# Short task
Reproduce the data exactly and drop any pictures it holds.

[Entries with page source code]
____________________

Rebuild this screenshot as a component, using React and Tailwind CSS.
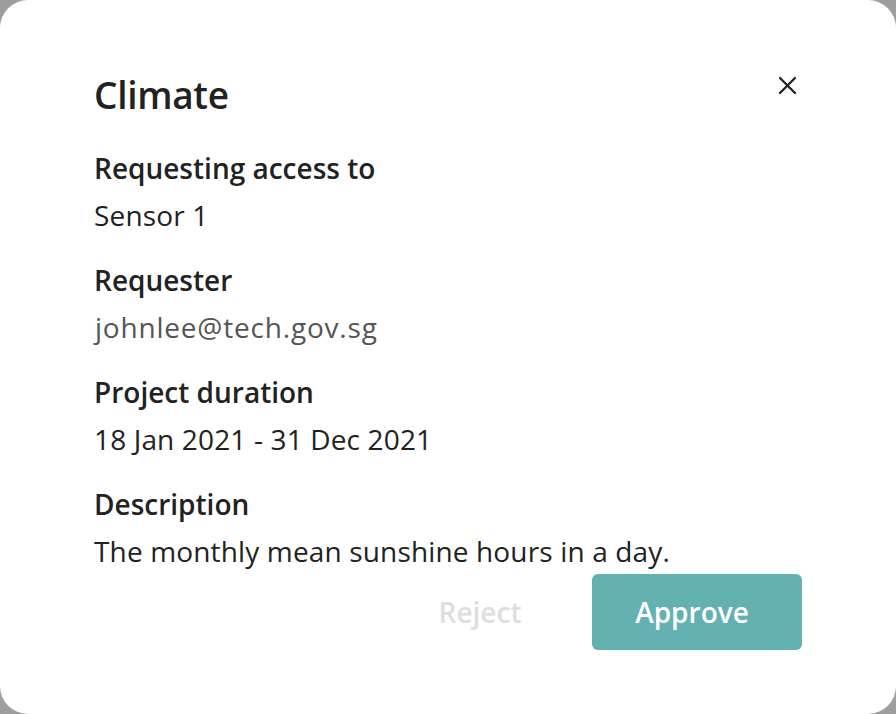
const Field = ({ label, value, muted, first }) => (
  <div className={first ? "mt-[30px]" : "mt-[29px]"}>
    <div className="h-[36px] leading-[36px] text-[28px] font-semibold text-[#222222]">{label}</div>
    <div
      className={`mt-[11px] h-[36px] leading-[36px] text-[28px] ${
        muted ? "pl-[1px] tracking-[0.8px] text-[#555555]" : "tracking-[0.15px] text-[#222222]"
      }`}
    >
      {value}
    </div>
  </div>
);

export default function App() {
  return (
    <div className="h-[714px] w-[896px] bg-[#9e9e9e]" style={{ fontFamily: "'Open Sans', Lato, sans-serif" }}>
      <div className="h-full w-full rounded-[28px] bg-white px-[94px] pt-[70px]">
        {/* Header */}
        <div className="flex items-start justify-between">
          <h1 className="h-[50px] leading-[50px] text-[37px] font-semibold tracking-[-0.3px] text-[#222222]">Climate</h1>
          <button className="mt-[5px] mr-[5px] flex h-[20px] w-[20px] items-center justify-center text-[#222222]">
            <svg width="19" height="19" viewBox="0 0 19 19" fill="none" stroke="currentColor" strokeWidth="2.3" strokeLinecap="round">
              <path d="M2 2 L17 17" />
              <path d="M17 2 L2 17" />
            </svg>
          </button>
        </div>

        <Field first label="Requesting access to" value="Sensor 1" />
        <Field label="Requester" value="johnlee@tech.gov.sg" muted />
        <Field label="Project duration" value="18 Jan 2021 - 31 Dec 2021" />
        <Field label="Description" value="The monthly mean sunshine hours in a day." />

        {/* Actions */}
        <div className="mt-[5px] flex justify-end gap-[7px]">
          <button className="h-[76px] w-[210px] rounded-[6px] text-[28px] font-semibold text-[#dedede]">Reject</button>
          <button className="h-[76px] w-[210px] rounded-[6px] bg-[#64b1b1] pr-[10px] text-[28px] font-semibold text-white">
            Approve
          </button>
        </div>
      </div>
    </div>
  );
}
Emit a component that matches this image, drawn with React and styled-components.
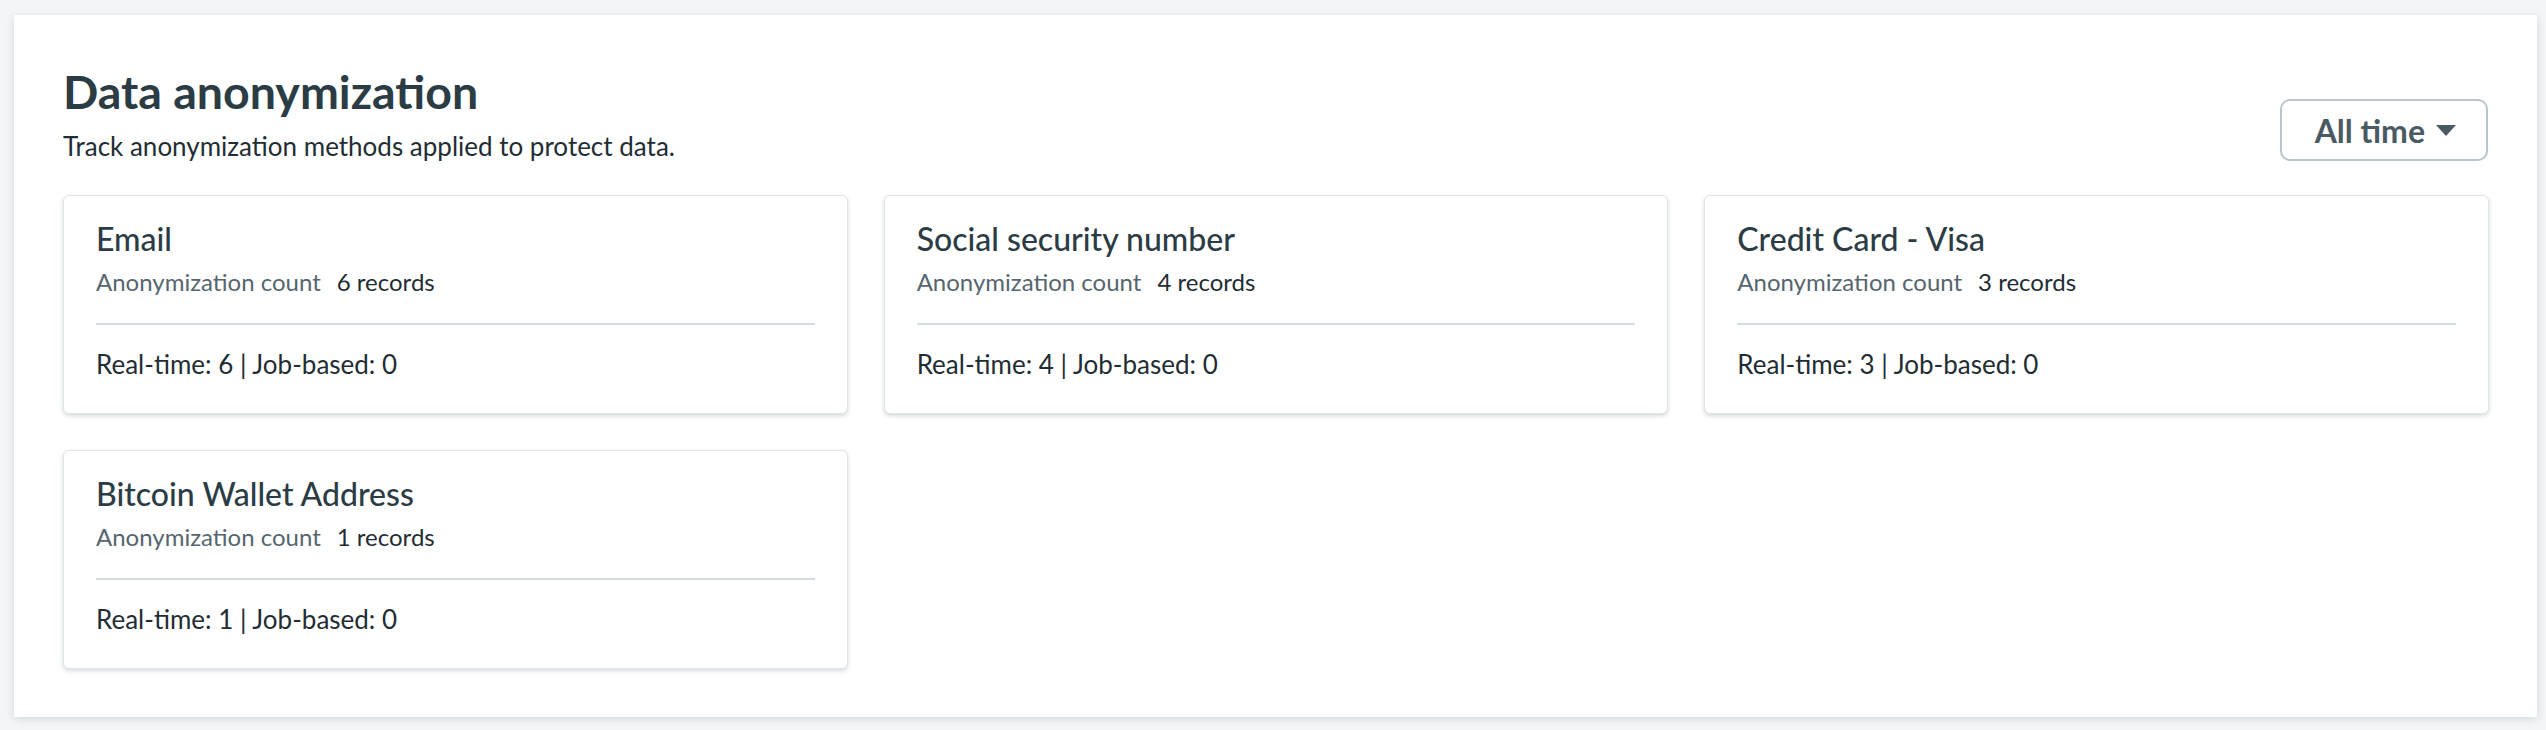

____________________

# Written answer
Rebuild this screenshot as a component, using React and Tailwind CSS.
const Field = ({ label, value, muted, first }) => (
  <div className={first ? "mt-[30px]" : "mt-[29px]"}>
    <div className="h-[36px] leading-[36px] text-[28px] font-semibold text-[#222222]">{label}</div>
    <div
      className={`mt-[11px] h-[36px] leading-[36px] text-[28px] ${
        muted ? "pl-[1px] tracking-[0.8px] text-[#555555]" : "tracking-[0.15px] text-[#222222]"
      }`}
    >
      {value}
    </div>
  </div>
);

export default function App() {
  return (
    <div className="h-[714px] w-[896px] bg-[#9e9e9e]" style={{ fontFamily: "'Open Sans', Lato, sans-serif" }}>
      <div className="h-full w-full rounded-[28px] bg-white px-[94px] pt-[70px]">
        {/* Header */}
        <div className="flex items-start justify-between">
          <h1 className="h-[50px] leading-[50px] text-[37px] font-semibold tracking-[-0.3px] text-[#222222]">Climate</h1>
          <button className="mt-[5px] mr-[5px] flex h-[20px] w-[20px] items-center justify-center text-[#222222]">
            <svg width="19" height="19" viewBox="0 0 19 19" fill="none" stroke="currentColor" strokeWidth="2.3" strokeLinecap="round">
              <path d="M2 2 L17 17" />
              <path d="M17 2 L2 17" />
            </svg>
          </button>
        </div>

        <Field first label="Requesting access to" value="Sensor 1" />
        <Field label="Requester" value="johnlee@tech.gov.sg" muted />
        <Field label="Project duration" value="18 Jan 2021 - 31 Dec 2021" />
        <Field label="Description" value="The monthly mean sunshine hours in a day." />

        {/* Actions */}
        <div className="mt-[5px] flex justify-end gap-[7px]">
          <button className="h-[76px] w-[210px] rounded-[6px] text-[28px] font-semibold text-[#dedede]">Reject</button>
          <button className="h-[76px] w-[210px] rounded-[6px] bg-[#64b1b1] pr-[10px] text-[28px] font-semibold text-white">
            Approve
          </button>
        </div>
      </div>
    </div>
  );
}
Emit a component that matches this image, drawn with React and styled-components.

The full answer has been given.